Однажды на занятии с моими учениками, участниками Performance Art Studio, мы вместе выполняли упражнение на концентрацию из классического тренинга Марины Абрамович. В нем нужно было отделить рис от чечевицы и посчитать количество зерен в каждой кучке. Неожиданно привычный "золушкин" труд превратился в самоценный процесс, стал казаться почти магическим действием. Ряды рассортированных зерен, будучи соотнесены с числовым рядом, вдруг обрели смысл. До соотнесения зернового ряда с буквенным оставался один шаг.
И вскоре я его сделала, вспомнив что изначально мечтала быть не художником, а поэтом. Я соединила занятия современным искусством со своим давним интересом к поэзии, взяв за основу в работе с зернами стихи. Конечно же, женские. Но данный проект - не столько о стихах, сколько о поэзии самой женской повседневности.

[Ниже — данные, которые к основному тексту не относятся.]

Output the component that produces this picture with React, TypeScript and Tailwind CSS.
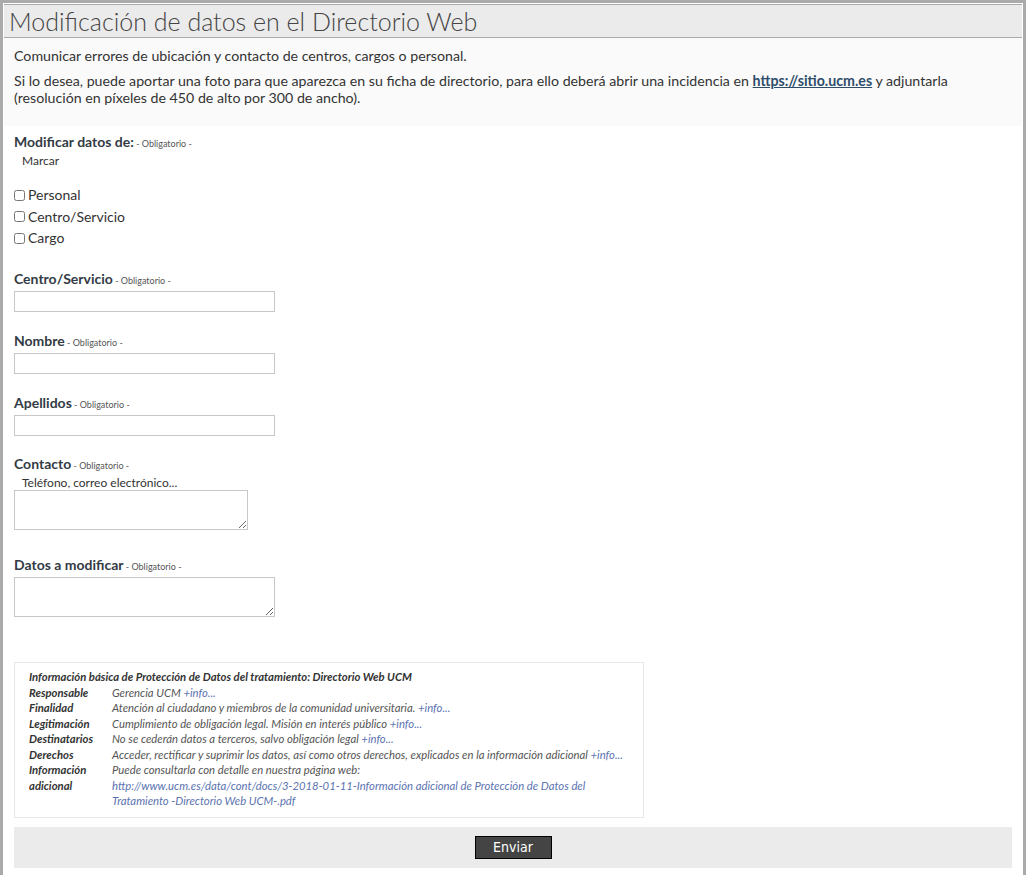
const font = { fontFamily: "Lato, 'Open Sans', sans-serif" };

function Req() {
  return <span className="text-[9px] font-normal text-[#555]"> - Obligatorio -</span>;
}

function Label({ children }: { children: React.ReactNode }) {
  return (
    <div className="text-[14px] font-bold leading-[18px] text-[#333b45]">
      {children}
      <Req />
    </div>
  );
}

const rows: { k: string; v: string; info?: boolean }[] = [
  { k: "Responsable", v: "Gerencia UCM ", info: true },
  { k: "Finalidad", v: "Atención al ciudadano y miembros de la comunidad universitaria.", info: true },
  { k: "Legitimación", v: "Cumplimiento de obligación legal. Misión en interés público ", info: true },
  { k: "Destinatarios", v: "No se cederán datos a terceros, salvo obligación legal ", info: true },
  { k: "Derechos", v: "Acceder, rectificar y suprimir los datos, así como otros derechos, explicados en la información adicional ", info: true },
];

export default function App() {
  return (
    <div className="min-h-[875px] w-[1028px] bg-white text-[#333]" style={font}>
      <div className="w-[1026px] border-[3px] border-b-0 border-[#aaa] p-px min-h-[875px]">
        <div className="border-y border-[#aaa] bg-[#ebebeb] px-[5px] pb-[2px] pt-[2px]">
          <h1 className="text-[25px] font-light leading-[28px] text-[#444]">
            Modificación de datos en el Directorio Web
          </h1>
        </div>
        <div className="bg-[#fafafa] pl-[10px] pr-[24px] pb-[20px] pt-[9px] text-[14.2px] leading-[17px] text-[#333]">
          <p>Comunicar errores de ubicación y contacto de centros, cargos o personal.</p>
          <p className="mt-[8px]">
            Si lo desea, puede aportar una foto para que aparezca en su ficha de directorio, para ello deberá abrir una incidencia en{" "}
            <a className="font-bold text-[#2d4d6b] underline">https://sitio.ucm.es</a> y adjuntarla (resolución en píxeles de 450 de alto por 300 de ancho).
          </p>
        </div>

        <div className="px-[10px] pt-[7px]">
          <Label>Modificar datos de:</Label>
          <div className="pl-[8px] text-[12px] leading-[16px] text-[#333]">Marcar</div>
          <div className="mt-[17px] flex flex-col gap-[3.5px] text-[14px] leading-[18px]">
            {["Personal", "Centro/Servicio", "Cargo"].map((t) => (
              <label key={t} className="flex items-center gap-[3px]">
                <input type="checkbox" className="m-0 h-[11px] w-[11px]" />
                {t}
              </label>
            ))}
          </div>

          <div className="mt-[23px]">
            <Label>Centro/Servicio</Label>
            <input className="mt-px block h-[21px] w-[261px] border border-[#c8c8c8] bg-white" />
          </div>
          <div className="mt-[20px]">
            <Label>Nombre</Label>
            <input className="mt-px block h-[21px] w-[261px] border border-[#c8c8c8] bg-white" />
          </div>
          <div className="mt-[20px]">
            <Label>Apellidos</Label>
            <input className="mt-px block h-[21px] w-[261px] border border-[#c8c8c8] bg-white" />
          </div>
          <div className="mt-[19px]">
            <Label>Contacto</Label>
            <div className="pl-[8px] text-[12px] leading-[15px] text-[#333]">Teléfono, correo electrónico...</div>
            <textarea className="block h-[40px] w-[234px] border border-[#c8c8c8] bg-white" />
          </div>
          <div className="mt-[26px]">
            <Label>Datos a modificar</Label>
            <textarea className="mt-px block h-[40px] w-[261px] border border-[#c8c8c8] bg-white" />
          </div>

          <div className="mt-[45px] w-[630px] border border-[#e6e6e6] px-[14px] pb-[8px] pt-[6px] text-[11.3px] italic leading-[15.5px] text-[#555]">
            <div className="font-bold text-[#333]">
              Información básica de Protección de Datos del tratamiento: Directorio Web UCM
            </div>
            {rows.map((r) => (
              <div key={r.k} className="flex">
                <div className="w-[83px] shrink-0 font-bold text-[#333]">{r.k}</div>
                <div>
                  {r.v} {r.info && <span className="text-[#5b73b0]">+info...</span>}
                </div>
              </div>
            ))}
            <div className="flex">
              <div className="w-[83px] shrink-0 font-bold text-[#333]">
                Información
                <br />
                adicional
              </div>
              <div>
                Puede consultarla con detalle en nuestra página web:
                <br />
                <span className="text-[#5b73b0]">
                  http://www.ucm.es/data/cont/docs/3-2018-01-11-Información adicional de Protección de Datos del Tratamiento -Directorio Web UCM-.pdf
                </span>
              </div>
            </div>
          </div>

          <div className="mt-[9px] flex w-[998px] justify-center bg-[#ebebeb] py-[9px]">
            <button
              className="h-[23px] w-[77px] border border-black bg-[#444] text-[14px] text-white"
              style={{ fontFamily: "'DejaVu Sans Condensed', 'Liberation Sans Narrow', sans-serif", fontStretch: "condensed" }}
            >
              Enviar
            </button>
          </div>
        </div>
      </div>
    </div>
  );
}
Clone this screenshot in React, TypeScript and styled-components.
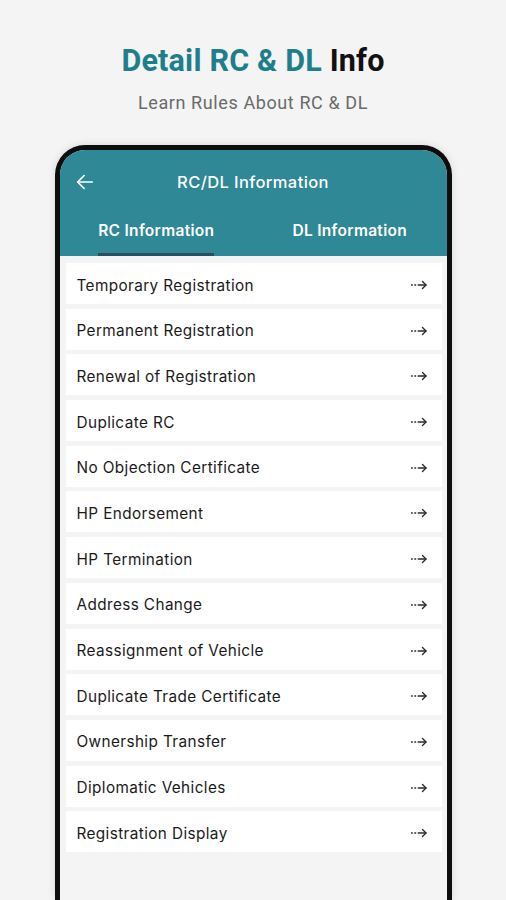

Перед вами - визуальная поэзия, где в качестве буквы или же единицы знака используется зерно чечевицы. Я предлагаю отстраниться от содержания и рассмотреть поэтический текст как визуальную структуру, набор знаков, образующих абстрактные композиции - кружочки, слагающиеся в полосочки и столбики, в свою очередь, составляющие систему прямоугольников и их последовательностей. Переводя поэтические тексты в визуальные знаки, я исследую пространство между вербальным и визуальным.
Моя новая выставка - про язык искусства, разные способы схватывания смыслов и про невозможность этого достичь, про тотальную невыразимость. Как пишет петербургский искусствовед Глеб Ершов, "это как будто вавилонская клинопись, ключ к которой утрачен навсегда, и её можно только ощутить как ритмизованное послание".